THE ORIGIN OF INSTITUTIONS_LECTURES ON THE HARVARD CLASSICS

THE ORIGIN OF INSTITUTIONS

In this antagonism of interests, growing out of scarcity, the institutions of property, of the family, and of the state, all have their common origin. No one, for example, thinks of claiming property in anything which exists in sufficient abundance for all. But when there is not enough to go around, each unit of the supply becomes a prize for somebody, and there would be a general scramble did not society itself undertake to determine to whom each unit should belong. Possession, of course, is not property; but when society recognizes one’s right to a thing, and undertakes to protect him in that right, that is property.
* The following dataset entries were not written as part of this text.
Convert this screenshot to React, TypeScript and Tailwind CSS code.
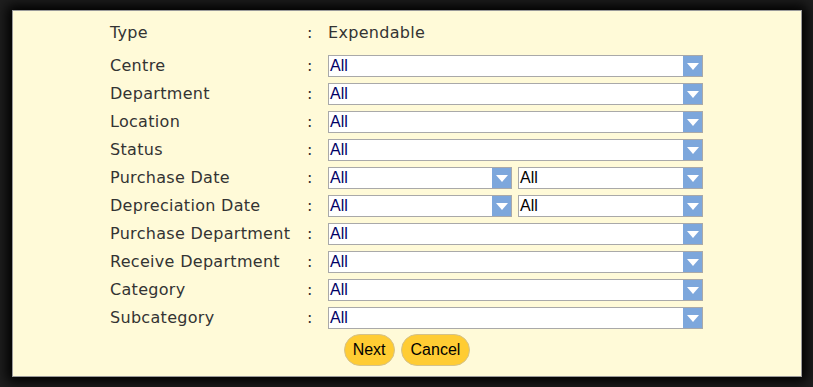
import { FC } from "react";

const rows: { label: string; split?: boolean }[] = [
  { label: "Centre" },
  { label: "Department" },
  { label: "Location" },
  { label: "Status" },
  { label: "Purchase Date", split: true },
  { label: "Depreciation Date", split: true },
  { label: "Purchase Department" },
  { label: "Receive Department" },
  { label: "Category" },
  { label: "Subcategory" },
];

const Select: FC<{ width: string; color?: string }> = ({ width, color }) => {
  return (
    <div className={`${width} h-[22px] flex border border-[#a9a9a9] bg-white`}>
      <span
        className={`flex-1 pl-[1px] text-[16px] leading-[20px] ${color ?? "text-black"}`}
        style={{ fontFamily: '"Liberation Sans", Arial, sans-serif' }}
      >
        All
      </span>
      <div className="w-[19px] h-full bg-[#7da7dc] flex items-center justify-center">
        <svg width="12" height="7" viewBox="0 0 12 7">
          <polygon points="0,0 12,0 6,7" fill="#ffffff" />
        </svg>
      </div>
    </div>
  );
};

const App: FC = () => {
  return (
    <div className="w-[813px] h-[387px] bg-[#1f1f1f] pt-[10px] pl-[12px] overflow-hidden">
      <div
        className="w-[790px] h-[367px] bg-[#fffad8] border border-[#9a9a9a] shadow-[0_0_12px_5px_#000] pl-[97px] pt-[11px] text-[#333333] text-[16px] tracking-[0.3px]"
        style={{ fontFamily: '"DejaVu Sans", Verdana, sans-serif' }}
      >
        <div className="flex items-center h-[22px]">
          <span className="w-[197px]">Type</span>
          <span className="w-[21px]">:</span>
          <span>Expendable</span>
        </div>
        <div className="flex flex-col gap-[6px] mt-[11px]">
          {rows.map((r) => (
            <div key={r.label} className="flex items-center h-[22px]">
              <span className="w-[197px] whitespace-nowrap">{r.label}</span>
              <span className="w-[21px]">:</span>
              {r.split ? (
                <div className="flex gap-[6px] tracking-normal">
                  <Select width="w-[184px]" color="text-[#000066]" />
                  <Select width="w-[185px]" />
                </div>
              ) : (
                <div className="tracking-normal">
                  <Select width="w-[375px]" color="text-[#000066]" />
                </div>
              )}
            </div>
          ))}
        </div>
        <div
          className="flex justify-center gap-[6px] mt-[5px] -ml-[97px] tracking-normal"
          style={{ fontFamily: '"Liberation Sans", Arial, sans-serif' }}
        >
          <button className="h-[32px] px-[8px] rounded-full bg-[#ffcc33] border border-[#d4c28a] text-black text-[16px]">
            Next
          </button>
          <button className="h-[32px] px-[9px] rounded-full bg-[#ffcc33] border border-[#d4c28a] text-black text-[16px]">
            Cancel
          </button>
        </div>
      </div>
    </div>
  );
};

export default App;
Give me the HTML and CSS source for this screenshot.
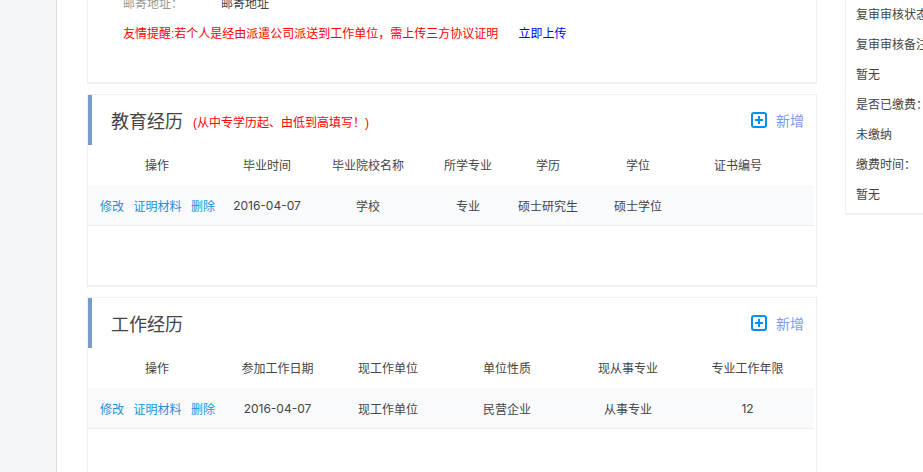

Wherever society is sufficiently organized to recognize these rights and to afford them some measure of protection, there is a state; and there is a family wherever there is a small group within which the ties of blood and kinship are strong enough to overcome any natural rivalry and to create a unity of interests. This unity of economic interests within the group is sufficient to separate it from the rest of the world, or from other similar groups among which the natural rivalry of interests persists. Saying nothing of the barbaric notion that wives and children are themselves property, even in the higher types of society it is the desire to safeguard those to whom one is bound by ties of natural affection, by sharing the advantages of property with them, which furnishes the basis for the legal definition of the family group.